Getting To Grips With Grey Fleet, a new report produced by the Energy Saving Trust (EST) and commissioned by the British Vehicle Leasing and Rental Association (BVRLA), reveals that some 12 billion business miles are driven each year on Britain’s roads by employee-owned cars. In return for using their own car, employees are reimbursed on a pence per mile basis.

Apart from the significant reimbursement expense to employers, the report finds that the average grey fleet car is ‘exhausted’ – that is, older, more polluting and potentially more dangerous than its counterparts. It reveals that the average age of a grey fleet car is 8.2 years, and that the fourteen million such vehicles emit 3.6 million tonnes of CO2 per year, and 8,156 tonnes of NOx. Additionally it finds that the sector accounts for a significant portion of the £2.7bn costs associated with work-related road accidents, and over £5.5bn worth of potentially unmanaged costs from mileage claims and car allowances.

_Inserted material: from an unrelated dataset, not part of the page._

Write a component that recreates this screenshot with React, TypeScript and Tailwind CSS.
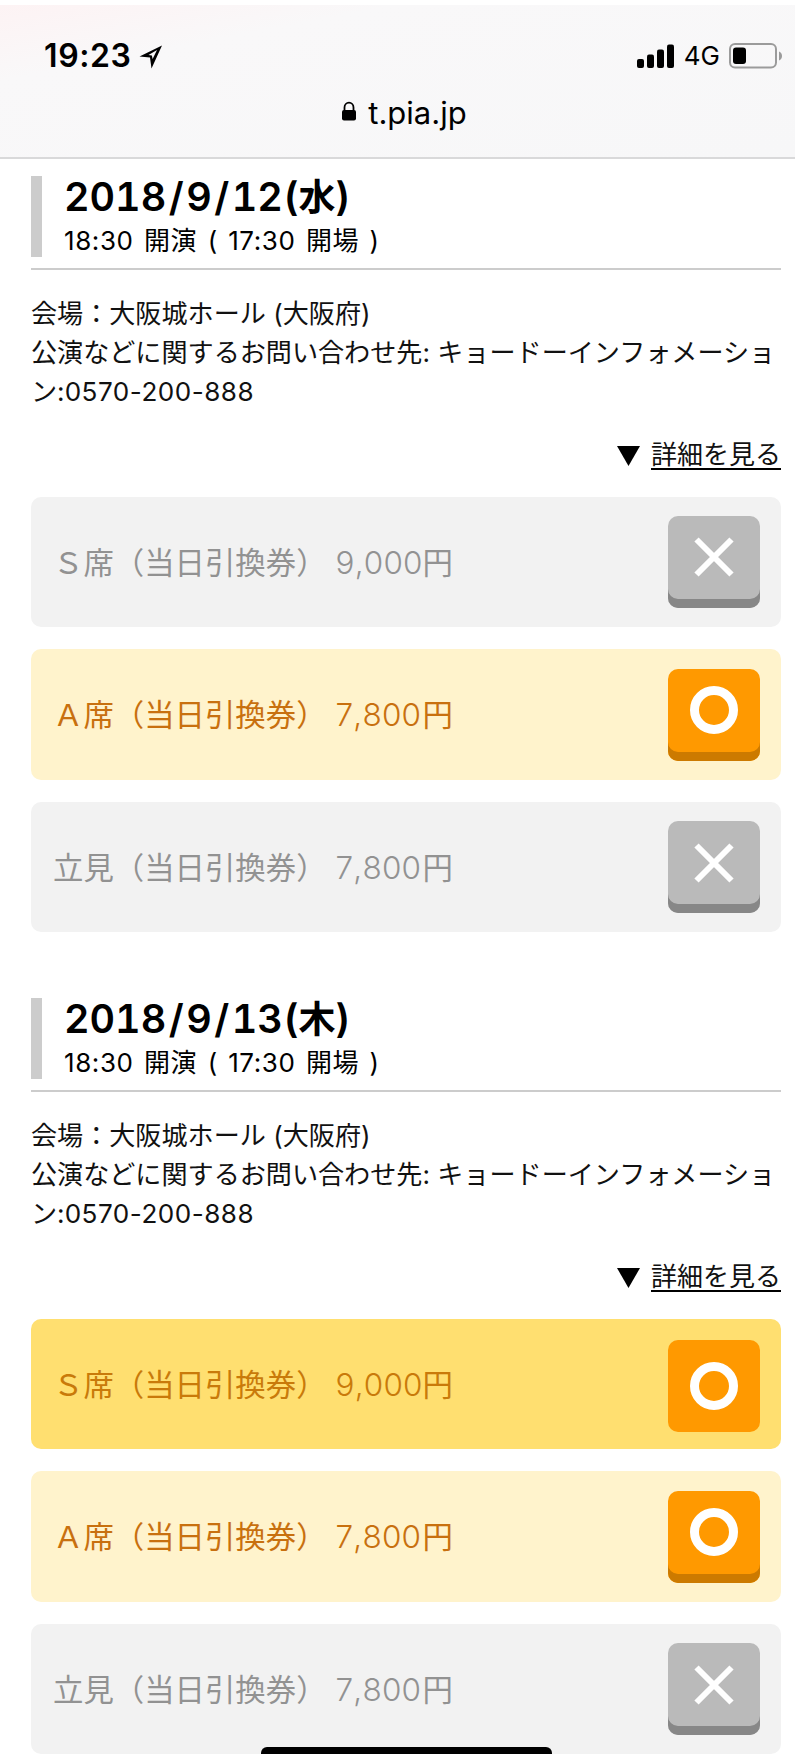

The BVRLA, the trade body for the rental and leasing of cars and commercial vehicles, says this “invisible” fleet is often overlooked, and that the system used for reimbursing grey fleet drivers provides no incentive to drive fewer business miles or use cleaner vehicles. The association is targeting a 50 per cent reduction in grey fleet mileage and costs by 2020. Chief Executive Gerry Keaney said: “Cutting grey fleet mileage by just 15 per cent would be the equivalent of taking 225,000 cars off the road in emissions terms.”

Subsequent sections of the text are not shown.